Yesterday Best Buy announced its plans to shrink its U.S. big-box square footage by 10% to compete more effectively with Amazon and other digital competitors.
Expect to hear more announcements like this–at least from those retailers who get how hard the winds of change are blowing for brick and mortar retailers. Physical retail is not going away, but the assortment and prices advantages of pure play e-tailers are overwhelming for more and more consumers.
For retailers that do not offer a compelling omni-channel strategy the writing is on the wall. They have too many stores and the stores they have are too big. They risk becoming showrooms for consumers that ultimately will buy on-line or from more price competitive and more convenient brick and mortar competitors.
For some, all is not lost. Smart investments in a seamless cross-channel “bricks and mobile” offering can allow them to capture customers regardless of which channel they prefer. Instead of investing in building more and bigger stores, they should invest in making the stores they have more relevant and differentiated, taking advantage of the unique capabilities of a physical location. There are plenty of customers willing to shop in stores with great design, great service and an overall remarkable experience.
For others, the future is bleak. For them, I’m reminded of the memorable line from the movie The Sixth Sense.
“I see dead people.They only see what they want to see. They don’t know they’re dead.”
Maybe you have noticed that e-commerce has been growing far faster than brick and mortar retail. That’s been true for years and it’s not changing any time soon.
Maybe you have noticed the explosion in comparison shopping sites that allow customers to easily search for the merchant with the best price. The number and quality of these sites will continue to grow, with powerful mobile applications right around the corner.
Maybe you have noticed that as more retailers cut back on sales associates–or fail to train them so that they become merely order takers, baggers or direction providers–the “value proposition” of actually buying something in a physical store becomes less and less attractive.
So I have to ask you, is your store a relevant, differentiated and remarkable experience for your target customer?
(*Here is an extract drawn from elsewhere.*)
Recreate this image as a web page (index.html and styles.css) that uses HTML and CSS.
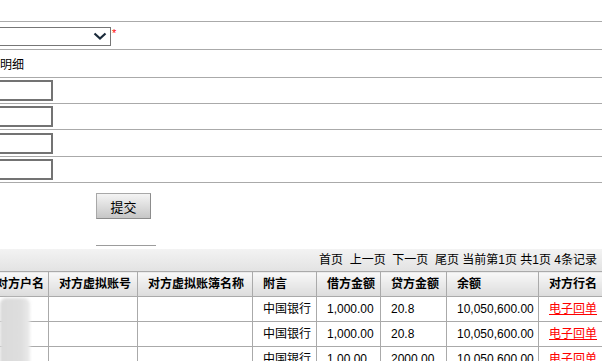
FILE: index.html
```html
<!DOCTYPE html>
<html lang="zh-CN">
<head>
<meta charset="utf-8">
<title>明细查询</title>
<link rel="stylesheet" href="styles.css">
</head>
<body>
<div class="form">
  <div class="row r0"></div>
  <div class="row r1">
    <div class="cell">
      <div class="select">
        <svg class="chev" width="14" height="10" viewBox="0 0 14 10"><path d="M1.5 2.5 L7 7.5 L12.5 2.5" fill="none" stroke="#1a2a3a" stroke-width="2.2"/></svg>
      </div>
      <span class="req">*</span>
    </div>
  </div>
  <div class="row r2"><span class="label">明细</span></div>
  <div class="row r3"><div class="cell"><input class="txt" type="text"></div></div>
  <div class="row r3"><div class="cell"><input class="txt" type="text"></div></div>
  <div class="row r5"><div class="cell"><input class="txt" type="text"></div></div>
  <div class="row r3"><div class="cell"><input class="txt" type="text"></div></div>
</div>
<div class="actions">
  <button class="btn" type="button">提交</button>
  <div class="rule"></div>
</div>
<div class="pager">首页&nbsp;&nbsp;上一页&nbsp;&nbsp;下一页&nbsp;&nbsp;尾页&nbsp;当前第1页&nbsp;共1页&nbsp;4条记录</div>
<div class="grid-wrap">
  <table class="grid">
    <colgroup>
      <col class="c1"><col class="c2"><col class="c3"><col class="c4"><col class="c5"><col class="c6"><col class="c7"><col class="c8">
    </colgroup>
    <thead>
      <tr><th>对方户名</th><th>对方虚拟账号</th><th>对方虚拟账簿名称</th><th>附言</th><th>借方金额</th><th>贷方金额</th><th>余额</th><th>对方行名</th></tr>
    </thead>
    <tbody>
      <tr><td></td><td></td><td></td><td>中国银行</td><td>1,000.00</td><td>20.8</td><td>10,050,600.00</td><td><a href="#">电子回单</a></td></tr>
      <tr><td></td><td></td><td></td><td>中国银行</td><td>1,000.00</td><td>20.8</td><td>10,050,600.00</td><td><a href="#">电子回单</a></td></tr>
      <tr><td></td><td></td><td></td><td>中国银行</td><td>1,00.00</td><td>2000.00</td><td>10,050,600.00</td><td><a href="#">电子回单</a></td></tr>
    </tbody>
  </table>
  <div class="redact"></div>
</div>
</body>
</html>
```
FILE: styles.css
```css
html, body {
  margin: 0;
  padding: 0;
  overflow: hidden;
  background: #fff;
}
body {
  font-family: "Liberation Sans", "Noto Sans CJK SC", sans-serif;
  font-size: 12px;
  color: #000;
  width: 602px;
}
.form {
  display: flex;
  flex-direction: column;
}
.row {
  border-bottom: 1px solid #aaaaaa;
  display: flex;
  align-items: center;
}
.r0 { height: 21px; }
.r1 { height: 27px; }
.r2 { height: 27px; }
.r3 { height: 25px; }
.r5 { height: 26px; }
.cell {
  margin-left: -27px;
  display: flex;
  align-items: center;
}
.select {
  box-sizing: border-box;
  width: 138px;
  height: 19px;
  margin-top: 1px;
  border: 1px solid #767676;
  background: #fff;
  display: flex;
  align-items: center;
  justify-content: flex-end;
  padding-right: 3px;
}
.chev { display: block; }
.req {
  color: #ff0000;
  font-size: 11px;
  line-height: 11px;
  margin-left: 1px;
  margin-top: -5px;
}
.label {
  font-size: 12px;
  line-height: 14px;
  padding-top: 2px;
}
.txt {
  box-sizing: border-box;
  width: 80px;
  height: 21px;
  margin: 0;
  border: 2px solid #737373;
  background: #fff;
  padding: 0;
}
.actions {
  padding: 10px 0 0 96px;
  height: 54px;
  display: flex;
  flex-direction: column;
  align-items: flex-start;
}
.btn {
  box-sizing: border-box;
  width: 55px;
  height: 26px;
  margin: 0;
  padding: 0;
  border: 1px solid #a8a8a8;
  border-right-color: #8c8c8c;
  border-bottom-color: #8c8c8c;
  background: linear-gradient(#f4f4f4, #c6c6c6);
  font-family: "Liberation Sans", "Noto Sans CJK SC", sans-serif;
  font-size: 13px;
  color: #000;
}
.rule {
  width: 60px;
  height: 1px;
  background: #9c9c9c;
  margin-top: 26px;
}
.pager {
  margin-top: 2px;
  height: 22px;
  line-height: 22px;
  background: linear-gradient(#f3f3f3, #e3e3e3);
  text-align: right;
  padding-right: 5px;
  white-space: nowrap;
}
.grid-wrap {
  position: relative;
}
.grid {
  border-collapse: collapse;
  table-layout: fixed;
  width: 620px;
  margin-left: -15px;
}
.c1 { width: 63px; }
.c2 { width: 89px; }
.c3 { width: 115px; }
.c4 { width: 64px; }
.c5 { width: 64px; }
.c6 { width: 66px; }
.c7 { width: 92px; }
.c8 { width: 67px; }
.grid th, .grid td {
  border: 1px solid #aaaaaa;
  height: 24px;
  padding: 0 0 0 10px;
  text-align: left;
  white-space: nowrap;
  overflow: hidden;
  line-height: 14px;
}
.grid th {
  font-weight: bold;
  background: linear-gradient(#f8f8f8, #dcdcdc);
}
.grid td a {
  color: #ff0000;
  text-decoration: underline;
}
.redact {
  position: absolute;
  left: 0;
  top: 27px;
  width: 30px;
  height: 80px;
  border-radius: 6px 6px 0 0;
  background: linear-gradient(90deg, #dadada 0, #dedede 70%, #ebebeb 100%);
  filter: blur(1.5px);
}
```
Or is it slowly, but inexorably, becoming a showroom; a place for the customer to see, touch and feel your product, but less and less a place to actually buy stuff.
The economics of leasing a store, fixturing it, filling it with inventory and staffing it are untenable if an increasing percentage of your customers are only there for research and will ultimately buy elsewhere because the experience or price is better.
Blockbuster and Borders may well be on the way to insolvency because they botched this transition. Best Buy is doing far better, but faces significant risks of their physical stores becoming more and more a showroom every day. And this is just the “B’s.”
Becoming a showroom is death.
Do you know what percent of your traffic uses your physical stores mostly for research purposes, only to buy elsewhere? I bet it’s higher than you think.